* _Raw data_
+++++
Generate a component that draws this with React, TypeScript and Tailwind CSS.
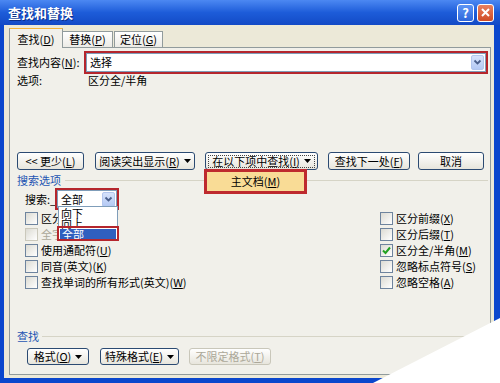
import React from "react";

const Arrow = () => (
  <span className="ml-auto mr-[1px] flex h-[15px] w-[13px] items-center justify-center rounded-[2px] border border-[#B3C6EE] bg-gradient-to-b from-[#D6E2FB] to-[#B4C9F4]">
    <svg width="9" height="7" viewBox="0 0 9 7">
      <path d="M1.5 1.5 L4.5 4.5 L7.5 1.5" fill="none" stroke="#4A5F8C" strokeWidth="1.8" />
    </svg>
  </span>
);

const Tri = () => (
  <svg width="7" height="4" viewBox="0 0 7 4" className="ml-[4px]">
    <path d="M0 0 H7 L3.5 4 Z" fill="#000" />
  </svg>
);

function Btn({ className, children, disabled, focus }: { className: string; children: React.ReactNode; disabled?: boolean; focus?: boolean }) {
  return (
    <div
      className={
        "flex items-center justify-center rounded-[3px] border bg-gradient-to-b from-white to-[#E7E5DC] " +
        (disabled ? "border-[#C9C7BA] text-[#ACA899] " : "border-[#2B4A72] text-black ") +
        className
      }
    >
      <span className={focus ? "flex items-center px-[3px] outline outline-1 outline-dotted outline-[#444]" : "flex items-center"}>{children}</span>
    </div>
  );
}

function Check({ children, checked, disabled }: { children: React.ReactNode; checked?: boolean; disabled?: boolean }) {
  return (
    <div className={"flex h-[16px] items-center " + (disabled ? "text-[#ACA899]" : "")}>
      <span
        className={
          "flex h-[13px] w-[13px] items-center justify-center border bg-gradient-to-br from-[#DCDBD3] to-white " +
          (disabled ? "border-[#CAC8BB]" : "border-[#6E849E]")
        }
      >
        {checked && (
          <svg width="9" height="9" viewBox="0 0 9 9">
            <path d="M1 4.5 L3.5 7 L8 1.5" fill="none" stroke="#21A121" strokeWidth="2" />
          </svg>
        )}
      </span>
      <span className="ml-[3px] whitespace-nowrap">{children}</span>
    </div>
  );
}

export default function App() {
  return (
    <div className="relative flex h-[383px] w-[500px] flex-col overflow-hidden bg-[#0B47CD] font-['Noto_Sans_CJK_SC','Liberation_Sans',sans-serif] text-[11px] leading-none text-black">
      {/* title bar */}
      <div className="flex h-[25px] items-center bg-gradient-to-b from-[#4C88F2] via-[#1D5CD9] to-[#134AC6] pl-[8px] pr-[6px]">
        <span className="text-[13px] font-bold text-white [text-shadow:1px_1px_0_#0B2F8A]">查找和替换</span>
        <div className="ml-auto flex items-center gap-[3px]">
          <div className="flex h-[18px] w-[17px] items-center justify-center rounded-[3px] border border-white bg-gradient-to-b from-[#5E95F5] to-[#2D66DB] text-[13px] font-bold text-white">
            ?
          </div>
          <div className="flex h-[18px] w-[17px] items-center justify-center rounded-[3px] border border-white bg-gradient-to-b from-[#E9805E] to-[#CF4B24]">
            <svg width="9" height="9" viewBox="0 0 9 9">
              <path d="M1 1 L8 8 M8 1 L1 8" stroke="#fff" strokeWidth="2" />
            </svg>
          </div>
        </div>
      </div>

      {/* body */}
      <div className="flex-1 border-b-[5px] border-l-[4px] border-r-[6px] border-[#0B47CD] bg-[#ECE9D8] pl-[5px]">
        {/* tabs */}
        <div className="mt-[3px] flex items-end">
          <div className="relative z-10 -mb-px flex h-[20px] w-[54px] items-center justify-center border border-b-0 border-[#919B9C] border-t-[#F5B43A] bg-[#F1F0EA] pt-[1px]">
            查找(<u>D</u>)
          </div>
          <div className="flex h-[16px] w-[50px] items-center justify-center border border-l-0 border-b-0 border-[#919B9C] bg-gradient-to-b from-white to-[#ECEBE6]">
            替换(<u>P</u>)
          </div>
          <div className="ml-px flex h-[16px] w-[49px] items-center justify-center border border-b-0 border-[#919B9C] bg-gradient-to-b from-white to-[#ECEBE6]">
            定位(<u>G</u>)
          </div>
        </div>

        {/* panel */}
        <div className="relative h-[328px] w-[482px] border border-[#919B9C] bg-[#F1F0EA]">
          {/* find what */}
          <div className="mt-[3px] flex h-[23px] items-center pl-[7px]">
            <span className="w-[67px] whitespace-nowrap">查找内容(<u>N</u>):</span>
            <div className="h-[23px] w-[404px] border-2 border-[#B5262D]">
              <div className="flex h-full items-center border border-[#7F9DB9] bg-white pl-[3px]">
                <span>选择</span>
                <Arrow />
              </div>
            </div>
          </div>
          <div className="flex h-[12px] items-center pl-[7px]">
            <span className="w-[71px]">选项:</span>
            <span>区分全/半角</span>
          </div>

          {/* buttons */}
          <div className="mt-[66px] flex h-[18px] pl-[7px]">
            <Btn className="w-[67px]">&lt;&lt; 更少(<u>L</u>)</Btn>
            <Btn className="ml-[11px] w-[100px]">
              阅读突出显示(<u>R</u>)<Tri />
            </Btn>
            <Btn className="ml-[10px] w-[113px]" focus>
              在以下项中查找(<u>I</u>)<Tri />
            </Btn>
            <Btn className="ml-[10px] w-[82px]">查找下一处(<u>F</u>)</Btn>
            <Btn className="ml-[8px] w-[66px]">取消</Btn>
          </div>

          {/* search options */}
          <div className="mt-[2px] flex h-[16px] items-center pl-[7px]">
            <span className="text-[#1E55B3]">搜索选项</span>
            <div className="ml-[4px] mr-[2px] h-px flex-1 bg-[#D6D4C6]" />
          </div>
          <div className="flex h-[22px] items-center pl-[15px]">
            <span className="w-[30px] whitespace-nowrap">搜索:_</span>
            <div className="h-[22px] w-[64px] border-2 border-[#B5262D]">
              <div className="flex h-full items-center border border-[#7F9DB9] bg-white pl-[3px]">
                <span>全部</span>
                <Arrow />
              </div>
            </div>
          </div>

          <div className="grid grid-cols-[355px_1fr] pl-[15px]">
            <div className="flex flex-col">
              <Check>区分大小写(<u>H</u>)</Check>
              <Check disabled>全字匹配(<u>Y</u>)</Check>
              <Check>使用通配符(<u>U</u>)</Check>
              <Check>同音(英文)(<u>K</u>)</Check>
              <Check>查找单词的所有形式(英文)(<u>W</u>)</Check>
            </div>
            <div className="flex flex-col">
              <Check>区分前缀(<u>X</u>)</Check>
              <Check>区分后缀(<u>T</u>)</Check>
              <Check checked>区分全/半角(<u>M</u>)</Check>
              <Check>忽略标点符号(<u>S</u>)</Check>
              <Check>忽略空格(<u>A</u>)</Check>
            </div>
          </div>

          {/* find group */}
          <div className="mt-[39px] flex h-[14px] items-center pl-[7px]">
            <span className="text-[#1E55B3]">查找</span>
            <div className="ml-[3px] mr-[2px] h-px flex-1 bg-[#D6D4C6]" />
          </div>
          <div className="mt-[5px] flex h-[17px] pl-[17px]">
            <Btn className="w-[62px]">
              格式(<u>O</u>)<Tri />
            </Btn>
            <Btn className="ml-[11px] w-[79px]">
              特殊格式(<u>E</u>)<Tri />
            </Btn>
            <Btn className="ml-[10px] w-[82px]" disabled>
              不限定格式(<u>T</u>)
            </Btn>
          </div>

          {/* dropdown: 在以下项中查找 */}
          <div className="absolute left-[194px] top-[121px] flex h-[25px] w-[103px] items-center justify-center border-[3px] border-[#BE2A2E] bg-[#F9DC96]">
            主文档(<u>M</u>)
          </div>

          {/* dropdown: 搜索 */}
          <div className="absolute left-[48px] top-[158px] h-[35px] w-[60px] border border-[#7F9DB9] bg-white pt-[1px]">
            <div className="h-[10px] pl-[2px] leading-[10px]">向下</div>
            <div className="h-[10px] pl-[2px] leading-[10px]">向上</div>
            <div className="mx-px mt-px h-[11px] bg-[#2F5FBF] pl-[2px] leading-[11px] text-white">全部</div>
          </div>
          <div className="absolute left-[47px] top-[178px] h-[15px] w-[62px] border-2 border-[#B5262D]" />
        </div>
      </div>

      {/* page curl corner */}
      <svg className="pointer-events-none absolute left-0 top-0" width="500" height="383" viewBox="0 0 500 383">
        <polygon points="373,383 500,383 500,318" fill="#fff" />
      </svg>
    </div>
  );
}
+++++
* _Written instruction_
Starting at the top of the listing above, reproduce each line up to and including the one with "import React from"; omit the pictures.

* _Solution_
Generate a component that draws this with React, TypeScript and Tailwind CSS.
import React from "react";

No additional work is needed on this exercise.